The model module defines the TensorFlow computation graph.
It takes input module outputs as inputs and produces outputs such as the loss
and outputs required by hte output module.

In [5]:
class MyModelModule(TFModelModule):

    @property
    def input_ports(self) -> Sequence[TensorPort]:
        return [embedded_question, question_length,
                embedded_support, support_length]

    @property
    def output_ports(self) -> Sequence[TensorPort]:
        return [XQAPorts.start_scores, XQAPorts.end_scores,
                XQAPorts.span_prediction]

    @property
    def training_input_ports(self) -> Sequence[TensorPort]:
        return [XQAPorts.start_scores, XQAPorts.end_scores, answer_span]

    @property
    def training_output_ports(self) -> Sequence[TensorPort]:
        return [Ports.loss]

    def create_output(self, shared_resources, emb_question, question_length,
                      emb_support, support_length):
        """
        Implements the "core" model: The TensorFlow subgraph which computes the
        answer span from the embedded question and support.
        Args:
            emb_question: [Q, L_q, N]
            question_length: [Q]
            emb_support: [Q, L_s, N]
            support_length: [Q]

        Returns:
            start_scores [B, L_s, N], end_scores [B, L_s, N], span_prediction [B, 2]
        """

        with tf.variable_scope("fast_qa", initializer=tf.contrib.layers.xavier_initializer()):
            dim = shared_resources.config['repr_dim']
            # set shapes for inputs
            emb_question.set_shape([None, None, dim])
            emb_support.set_shape([None, None, dim])

            # encode question and support
            rnn = tf.contrib.rnn.LSTMBlockFusedCell
            encoded_question = birnn_with_projection(dim, rnn, emb_question, question_length,
                                                     projection_scope="question_proj")

            encoded_support = birnn_with_projection(dim, rnn, emb_support, support_length,
                                                    share_rnn=True, projection_scope="support_proj")

            start_scores, end_scores, predicted_start_pointer, predicted_end_pointer = \
                self._output_layer(dim, encoded_question, question_length,
                                   encoded_support, support_length)

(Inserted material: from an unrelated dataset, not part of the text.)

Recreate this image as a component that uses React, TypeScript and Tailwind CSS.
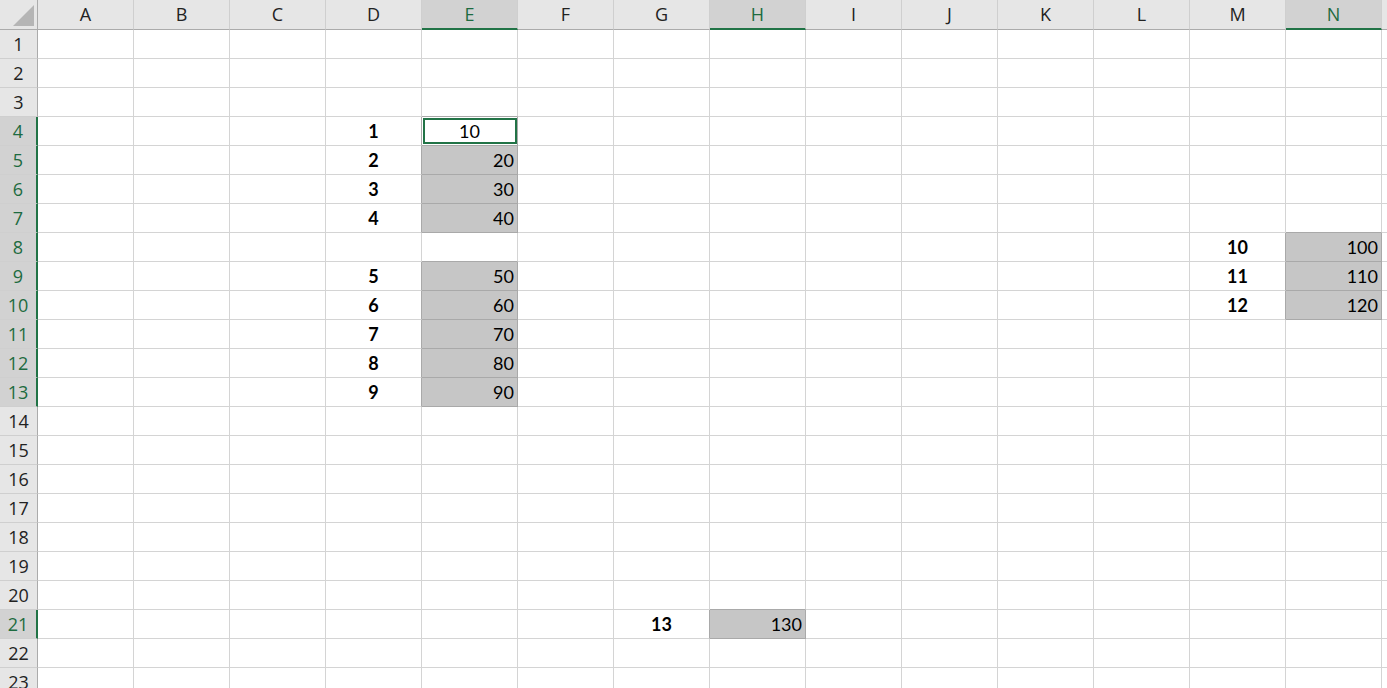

            span = tf.concat([predicted_start_pointer, predicted_end_pointer], 1)

            return start_scores, end_scores, span

    def _output_layer(self, dim, encoded_question, question_length, encoded_support, support_length):
        """Simple span prediction layer of our network"""
        batch_size = tf.shape(question_length)[0]

        # Computing weighted question state
        attention_scores = tf.contrib.layers.fully_connected(encoded_question, 1,
                                                             scope="question_attention")
        q_mask = tfutil.mask_for_lengths(question_length, batch_size)
        attention_scores = attention_scores + tf.expand_dims(q_mask, 2)
        question_attention_weights = tf.nn.softmax(attention_scores, 1, name="question_attention_weights")
        question_state = tf.reduce_sum(question_attention_weights * encoded_question, [1])

        # Prediction
        support_mask = tfutil.mask_for_lengths(support_length, batch_size)
        def predict():
            interaction = tf.expand_dims(question_state, 1) * encoded_support
            scores = tf.layers.dense(tf.concat([interaction, encoded_support], axis=2), 1)
            scores = tf.squeeze(scores, [2])
            scores = scores + support_mask
            _, predicted = tf.nn.top_k(scores, 1)
            return scores, predicted

        start_scores, predicted_start_pointer = predict()
        end_scores, predicted_end_pointer = predict()

        return start_scores, end_scores, predicted_start_pointer, predicted_end_pointer

    def create_training_output(self, shared_resources, start_scores, end_scores, answer_span) \
            -> Sequence[TensorPort]:
        """Compute loss from start & end scores and the gold-standard `answer_span`."""

        start, end = [tf.squeeze(t, 1) for t in tf.split(answer_span, 2, 1)]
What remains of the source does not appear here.